*THE PROBLEM*. Write out the material exactly, without any of its pictures.

════

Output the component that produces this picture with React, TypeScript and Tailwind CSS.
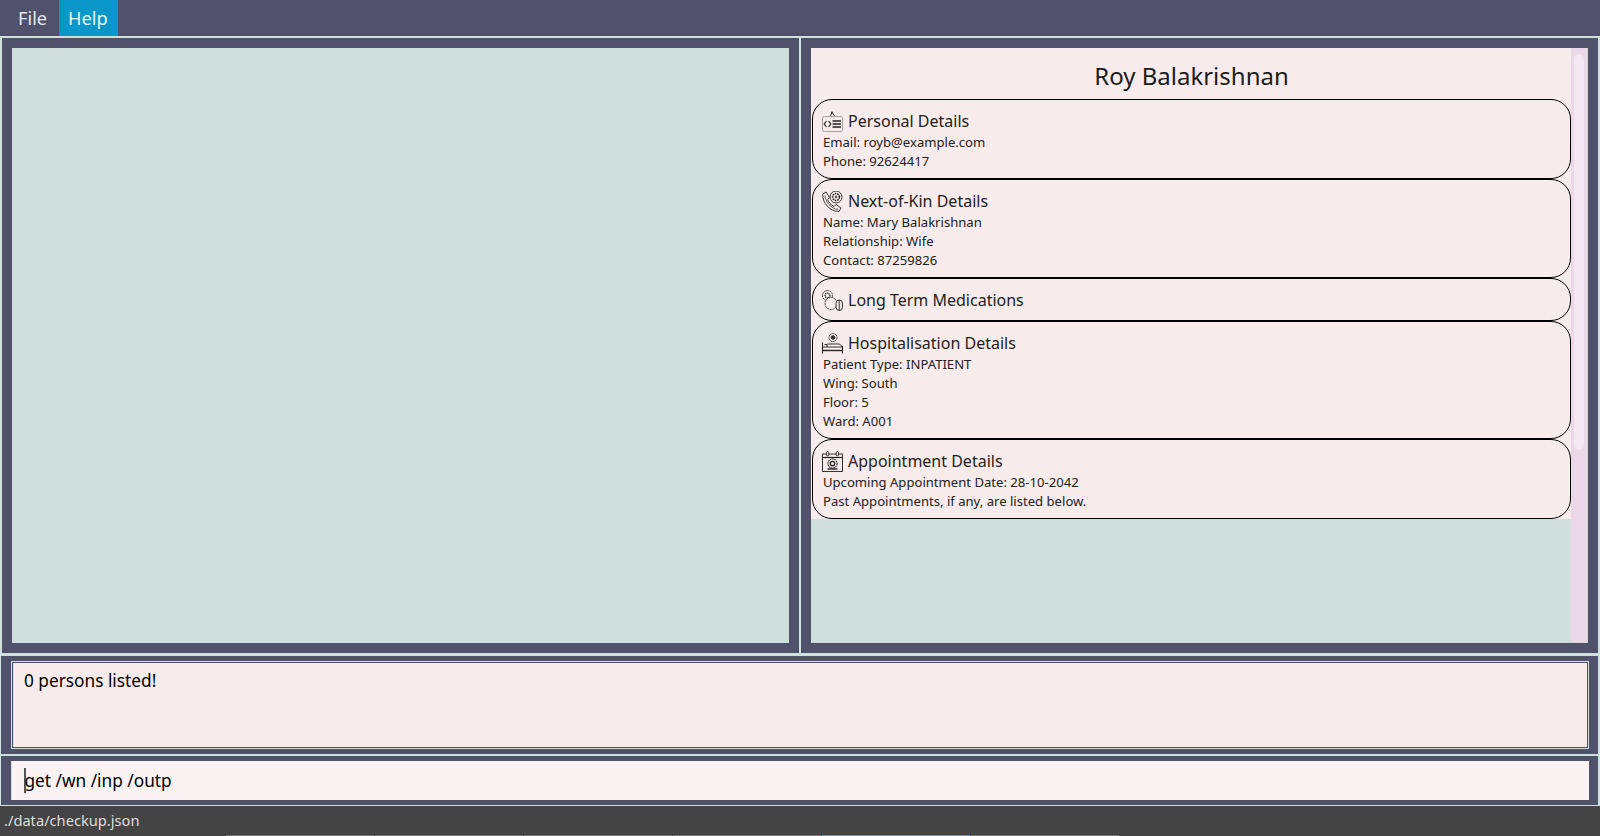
const PersonalIcon = () => (
  <svg width="21" height="21" viewBox="0 0 21 21" fill="none" stroke="#222" strokeWidth="0.9">
    <path d="M8.5 5 L10 1 L12.5 5" />
    <circle cx="10" cy="1.5" r="1" fill="#333" stroke="none" />
    <rect x="0.5" y="5.5" width="20" height="15" rx="2" stroke="#999" />
    <path d="M4.5 10 L2.2 13 L4.5 16 M6.5 10 L8.8 13 L6.5 16" strokeWidth="1.2" />
    <path d="M10.5 10 H19 M10.5 13 H19 M10.5 16 H19" strokeWidth="1.4" />
  </svg>
);

const PhoneIcon = () => (
  <svg width="21" height="21" viewBox="0 0 21 21" fill="none" stroke="#222" strokeWidth="0.9">
    <path d="M0.8 3 L4 1 L7.5 6.5 L5.5 8.5 C6.5 11.5 9 14 12 15.5 L14 13.5 L19 17 L17 20.5 C8 20.5 0 12 0.8 3 Z" />
    <path d="M3 4.5 C3 10 9 18 16.5 18.5" strokeWidth="0.7" />
    <circle cx="14" cy="6" r="6" />
    <circle cx="14" cy="6" r="3.4" strokeDasharray="1.6 0.8" strokeWidth="1.5" />
    <path d="M12.7 6 H15.3 M14 4.7 V7.3" />
  </svg>
);

const PillsIcon = () => (
  <svg width="21" height="21" viewBox="0 0 21 21" fill="none" stroke="#222" strokeWidth="0.9">
    <circle cx="5.5" cy="5.5" r="5" strokeDasharray="1.6 0.7" />
    <circle cx="5.5" cy="5.5" r="2.4" strokeDasharray="1 0.6" strokeWidth="1.4" />
    <circle cx="9" cy="13.5" r="6" strokeDasharray="2 0.8" fill="#f7ebeb" />
    <rect x="14" y="10" width="6.5" height="10.5" rx="3.2" fill="#f7ebeb" />
    <path d="M17.2 10 V20.5" />
  </svg>
);

const BedIcon = () => (
  <svg width="21" height="21" viewBox="0 0 21 21" fill="none" stroke="#222" strokeWidth="0.9">
    <circle cx="11" cy="4.5" r="4" strokeDasharray="1.5 0.7" />
    <circle cx="11" cy="4.5" r="1.8" fill="#333" />
    <path d="M0.5 9.5 V20.5" strokeWidth="1.1" />
    <path d="M20.5 13 V20.5" strokeWidth="1.1" />
    <path d="M5 11 H17.5 L20.5 14 H1" />
    <path d="M0.5 17.5 H20.5" strokeWidth="1.4" />
    <path d="M2.5 11.5 H5 V14" />
  </svg>
);

const CalendarIcon = () => (
  <svg width="21" height="21" viewBox="0 0 21 21" fill="none" stroke="#222" strokeWidth="0.9">
    <rect x="0.5" y="3" width="20" height="17.5" />
    <path d="M0.5 6.5 H20.5" strokeWidth="1.2" />
    <rect x="4.5" y="0.5" width="2.2" height="4.5" rx="1.1" fill="#f7ebeb" />
    <rect x="14.3" y="0.5" width="2.2" height="4.5" rx="1.1" fill="#f7ebeb" />
    <circle cx="10.5" cy="12.5" r="4.6" strokeDasharray="1.6 0.7" strokeWidth="1.1" />
    <circle cx="10.5" cy="12.5" r="2.2" strokeWidth="1.3" />
    <path d="M5.5 18 H15.5" strokeWidth="1.4" />
  </svg>
);

const cards = [
  { title: "Personal Details", icon: <PersonalIcon />, lines: ["Email: royb@example.com", "Phone: 92624417"] },
  {
    title: "Next-of-Kin Details",
    icon: <PhoneIcon />,
    lines: ["Name: Mary Balakrishnan", "Relationship: Wife", "Contact: 87259826"],
  },
  { title: "Long Term Medications", icon: <PillsIcon />, lines: [] },
  {
    title: "Hospitalisation Details",
    icon: <BedIcon />,
    lines: ["Patient Type: INPATIENT", "Wing: South", "Floor: 5", "Ward: A001"],
  },
  {
    title: "Appointment Details",
    icon: <CalendarIcon />,
    lines: ["Upcoming Appointment Date: 28-10-2042", "Past Appointments, if any, are listed below."],
  },
];

export default function App() {
  return (
    <div className="flex h-[836px] w-[1600px] flex-col overflow-hidden bg-[#50526b] font-['Noto_Sans',sans-serif]">
      <div className="flex h-9 shrink-0 pl-[9px] text-[18.2px] leading-9 text-[#e6e6ee]">
        <div className="w-[50px] px-[9px]">File</div>
        <div className="w-[59px] bg-[#0a96c8] px-[9px] text-[#e8f6fb]">Help</div>
      </div>

      <div className="flex h-[619px] shrink-0 border-x-2 border-y-2 border-[#d0dfdb]">
        <div className="w-[799px] shrink-0 border-r-2 border-[#d0dfdb] p-[10px]">
          <div className="h-full bg-[#d0dfdb]" />
        </div>
        <div className="min-w-0 flex-1 p-[10px]">
          <div className="flex h-full border-r border-b border-[#d8d4d0] bg-[#d0dfdb]">
            <div className="w-[760px] shrink-0">
              <div className="bg-[#f7ebeb] pl-px">
                <div className="h-[51px] pt-[11px] text-center text-[24px] leading-[34px] text-[#1c1c1c]">
                  Roy Balakrishnan
                </div>
                {cards.map((card) => (
                  <div
                    key={card.title}
                    className={
                      card.lines.length
                        ? "rounded-[20px] border border-black pt-[9px] pb-[7px] pl-[10px] text-[13.1px] leading-[19px] text-[#222]"
                        : "rounded-[20px] border border-black pt-[9px] pb-[8px] pl-[10px] text-[13.1px] leading-[19px] text-[#222]"
                    }
                  >
                    <div className="-ml-px flex h-6 items-center gap-[5px] text-[16px] text-[#222]">
                      {card.icon}
                      <span>{card.title}</span>
                    </div>
                    {card.lines.map((line) => (
                      <div key={line}>{line}</div>
                    ))}
                  </div>
                ))}
              </div>
            </div>
            <div className="min-w-0 flex-1 bg-[#ead7e8] px-[3px] pt-[6px]">
              <div className="h-[396px] rounded-[5px] bg-[#f3e7f2]" />
            </div>
          </div>
        </div>
      </div>

      <div className="h-[101px] shrink-0 border-t border-r-2 border-b-2 border-l border-[#d0dfdb] py-[5px] pr-[9px] pl-[10px]">
        <div className="h-[88px] border border-[#d0dfdb]">
          <div className="h-full border border-[#50526b]">
            <div className="h-full border-l border-[#d0dfdb] bg-[#f7ebeb] pt-[5px] pl-[10px] text-[17.25px] leading-[26px] text-black">
              0 persons listed!
            </div>
          </div>
        </div>
      </div>

      <div className="h-[50px] shrink-0 border-r-2 border-b border-l border-[#d0dfdb] pt-[5px] pr-[9px] pl-[10px]">
        <div className="flex h-[39px] items-center border-l border-[#d0dfdb] bg-[#faf2f3] pl-[12px] text-[17.25px] text-black">
          <div className="-mr-px h-[25px] w-[1.5px] bg-[#555]" />
          <span>get /wn /inp /outp</span>
        </div>
      </div>

      <div className="flex min-h-0 flex-1 flex-col bg-[#444444]">
        <div className="flex-1 pl-[4px] text-[14.67px] leading-[28px] text-[#dddddd]">./data/checkup.json</div>
        <div className="flex h-px gap-[1px] pl-[226px]">
          <div className="w-[148px] bg-[#777]" />
          <div className="w-[148px] bg-[#777]" />
          <div className="w-[148px] bg-[#777]" />
          <div className="w-[148px] bg-[#777]" />
          <div className="w-[148px] bg-[#4aa3dc]" />
          <div className="w-[148px] bg-[#777]" />
        </div>
      </div>
    </div>
  );
}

════

*EXERCISE ANSWER*.
Output the component that produces this picture with React, TypeScript and Tailwind CSS.
const PersonalIcon = () => (
  <svg width="21" height="21" viewBox="0 0 21 21" fill="none" stroke="#222" strokeWidth="0.9">
    <path d="M8.5 5 L10 1 L12.5 5" />
    <circle cx="10" cy="1.5" r="1" fill="#333" stroke="none" />
    <rect x="0.5" y="5.5" width="20" height="15" rx="2" stroke="#999" />
    <path d="M4.5 10 L2.2 13 L4.5 16 M6.5 10 L8.8 13 L6.5 16" strokeWidth="1.2" />
    <path d="M10.5 10 H19 M10.5 13 H19 M10.5 16 H19" strokeWidth="1.4" />
  </svg>
);

const PhoneIcon = () => (
  <svg width="21" height="21" viewBox="0 0 21 21" fill="none" stroke="#222" strokeWidth="0.9">
    <path d="M0.8 3 L4 1 L7.5 6.5 L5.5 8.5 C6.5 11.5 9 14 12 15.5 L14 13.5 L19 17 L17 20.5 C8 20.5 0 12 0.8 3 Z" />
    <path d="M3 4.5 C3 10 9 18 16.5 18.5" strokeWidth="0.7" />
    <circle cx="14" cy="6" r="6" />
    <circle cx="14" cy="6" r="3.4" strokeDasharray="1.6 0.8" strokeWidth="1.5" />
    <path d="M12.7 6 H15.3 M14 4.7 V7.3" />
  </svg>
);

const PillsIcon = () => (
  <svg width="21" height="21" viewBox="0 0 21 21" fill="none" stroke="#222" strokeWidth="0.9">
    <circle cx="5.5" cy="5.5" r="5" strokeDasharray="1.6 0.7" />
    <circle cx="5.5" cy="5.5" r="2.4" strokeDasharray="1 0.6" strokeWidth="1.4" />
    <circle cx="9" cy="13.5" r="6" strokeDasharray="2 0.8" fill="#f7ebeb" />
    <rect x="14" y="10" width="6.5" height="10.5" rx="3.2" fill="#f7ebeb" />
    <path d="M17.2 10 V20.5" />
  </svg>
);

const BedIcon = () => (
  <svg width="21" height="21" viewBox="0 0 21 21" fill="none" stroke="#222" strokeWidth="0.9">
    <circle cx="11" cy="4.5" r="4" strokeDasharray="1.5 0.7" />
    <circle cx="11" cy="4.5" r="1.8" fill="#333" />
    <path d="M0.5 9.5 V20.5" strokeWidth="1.1" />
    <path d="M20.5 13 V20.5" strokeWidth="1.1" />
    <path d="M5 11 H17.5 L20.5 14 H1" />
    <path d="M0.5 17.5 H20.5" strokeWidth="1.4" />
    <path d="M2.5 11.5 H5 V14" />
  </svg>
);

const CalendarIcon = () => (
  <svg width="21" height="21" viewBox="0 0 21 21" fill="none" stroke="#222" strokeWidth="0.9">
    <rect x="0.5" y="3" width="20" height="17.5" />
    <path d="M0.5 6.5 H20.5" strokeWidth="1.2" />
    <rect x="4.5" y="0.5" width="2.2" height="4.5" rx="1.1" fill="#f7ebeb" />
    <rect x="14.3" y="0.5" width="2.2" height="4.5" rx="1.1" fill="#f7ebeb" />
    <circle cx="10.5" cy="12.5" r="4.6" strokeDasharray="1.6 0.7" strokeWidth="1.1" />
    <circle cx="10.5" cy="12.5" r="2.2" strokeWidth="1.3" />
    <path d="M5.5 18 H15.5" strokeWidth="1.4" />
  </svg>
);

const cards = [
  { title: "Personal Details", icon: <PersonalIcon />, lines: ["Email: royb@example.com", "Phone: 92624417"] },
  {
    title: "Next-of-Kin Details",
    icon: <PhoneIcon />,
    lines: ["Name: Mary Balakrishnan", "Relationship: Wife", "Contact: 87259826"],
  },
  { title: "Long Term Medications", icon: <PillsIcon />, lines: [] },
  {
    title: "Hospitalisation Details",
    icon: <BedIcon />,
    lines: ["Patient Type: INPATIENT", "Wing: South", "Floor: 5", "Ward: A001"],
  },
  {
    title: "Appointment Details",
    icon: <CalendarIcon />,
    lines: ["Upcoming Appointment Date: 28-10-2042", "Past Appointments, if any, are listed below."],
  },
];

export default function App() {
  return (
    <div className="flex h-[836px] w-[1600px] flex-col overflow-hidden bg-[#50526b] font-['Noto_Sans',sans-serif]">
      <div className="flex h-9 shrink-0 pl-[9px] text-[18.2px] leading-9 text-[#e6e6ee]">
        <div className="w-[50px] px-[9px]">File</div>
        <div className="w-[59px] bg-[#0a96c8] px-[9px] text-[#e8f6fb]">Help</div>
      </div>

      <div className="flex h-[619px] shrink-0 border-x-2 border-y-2 border-[#d0dfdb]">
        <div className="w-[799px] shrink-0 border-r-2 border-[#d0dfdb] p-[10px]">
          <div className="h-full bg-[#d0dfdb]" />
        </div>
        <div className="min-w-0 flex-1 p-[10px]">
          <div className="flex h-full border-r border-b border-[#d8d4d0] bg-[#d0dfdb]">
            <div className="w-[760px] shrink-0">
              <div className="bg-[#f7ebeb] pl-px">
                <div className="h-[51px] pt-[11px] text-center text-[24px] leading-[34px] text-[#1c1c1c]">
                  Roy Balakrishnan
                </div>
                {cards.map((card) => (
                  <div
                    key={card.title}
                    className={
                      card.lines.length
                        ? "rounded-[20px] border border-black pt-[9px] pb-[7px] pl-[10px] text-[13.1px] leading-[19px] text-[#222]"
                        : "rounded-[20px] border border-black pt-[9px] pb-[8px] pl-[10px] text-[13.1px] leading-[19px] text-[#222]"
                    }
                  >
                    <div className="-ml-px flex h-6 items-center gap-[5px] text-[16px] text-[#222]">
                      {card.icon}
                      <span>{card.title}</span>
                    </div>
                    {card.lines.map((line) => (
                      <div key={line}>{line}</div>
                    ))}
                  </div>
                ))}
              </div>
            </div>
            <div className="min-w-0 flex-1 bg-[#ead7e8] px-[3px] pt-[6px]">
              <div className="h-[396px] rounded-[5px] bg-[#f3e7f2]" />
            </div>
          </div>
        </div>
      </div>

      <div className="h-[101px] shrink-0 border-t border-r-2 border-b-2 border-l border-[#d0dfdb] py-[5px] pr-[9px] pl-[10px]">
        <div className="h-[88px] border border-[#d0dfdb]">
          <div className="h-full border border-[#50526b]">
            <div className="h-full border-l border-[#d0dfdb] bg-[#f7ebeb] pt-[5px] pl-[10px] text-[17.25px] leading-[26px] text-black">
              0 persons listed!
            </div>
          </div>
        </div>
      </div>

      <div className="h-[50px] shrink-0 border-r-2 border-b border-l border-[#d0dfdb] pt-[5px] pr-[9px] pl-[10px]">
        <div className="flex h-[39px] items-center border-l border-[#d0dfdb] bg-[#faf2f3] pl-[12px] text-[17.25px] text-black">
          <div className="-mr-px h-[25px] w-[1.5px] bg-[#555]" />
          <span>get /wn /inp /outp</span>
        </div>
      </div>

      <div className="flex min-h-0 flex-1 flex-col bg-[#444444]">
        <div className="flex-1 pl-[4px] text-[14.67px] leading-[28px] text-[#dddddd]">./data/checkup.json</div>
        <div className="flex h-px gap-[1px] pl-[226px]">
          <div className="w-[148px] bg-[#777]" />
          <div className="w-[148px] bg-[#777]" />
          <div className="w-[148px] bg-[#777]" />
          <div className="w-[148px] bg-[#777]" />
          <div className="w-[148px] bg-[#4aa3dc]" />
          <div className="w-[148px] bg-[#777]" />
        </div>
      </div>
    </div>
  );
}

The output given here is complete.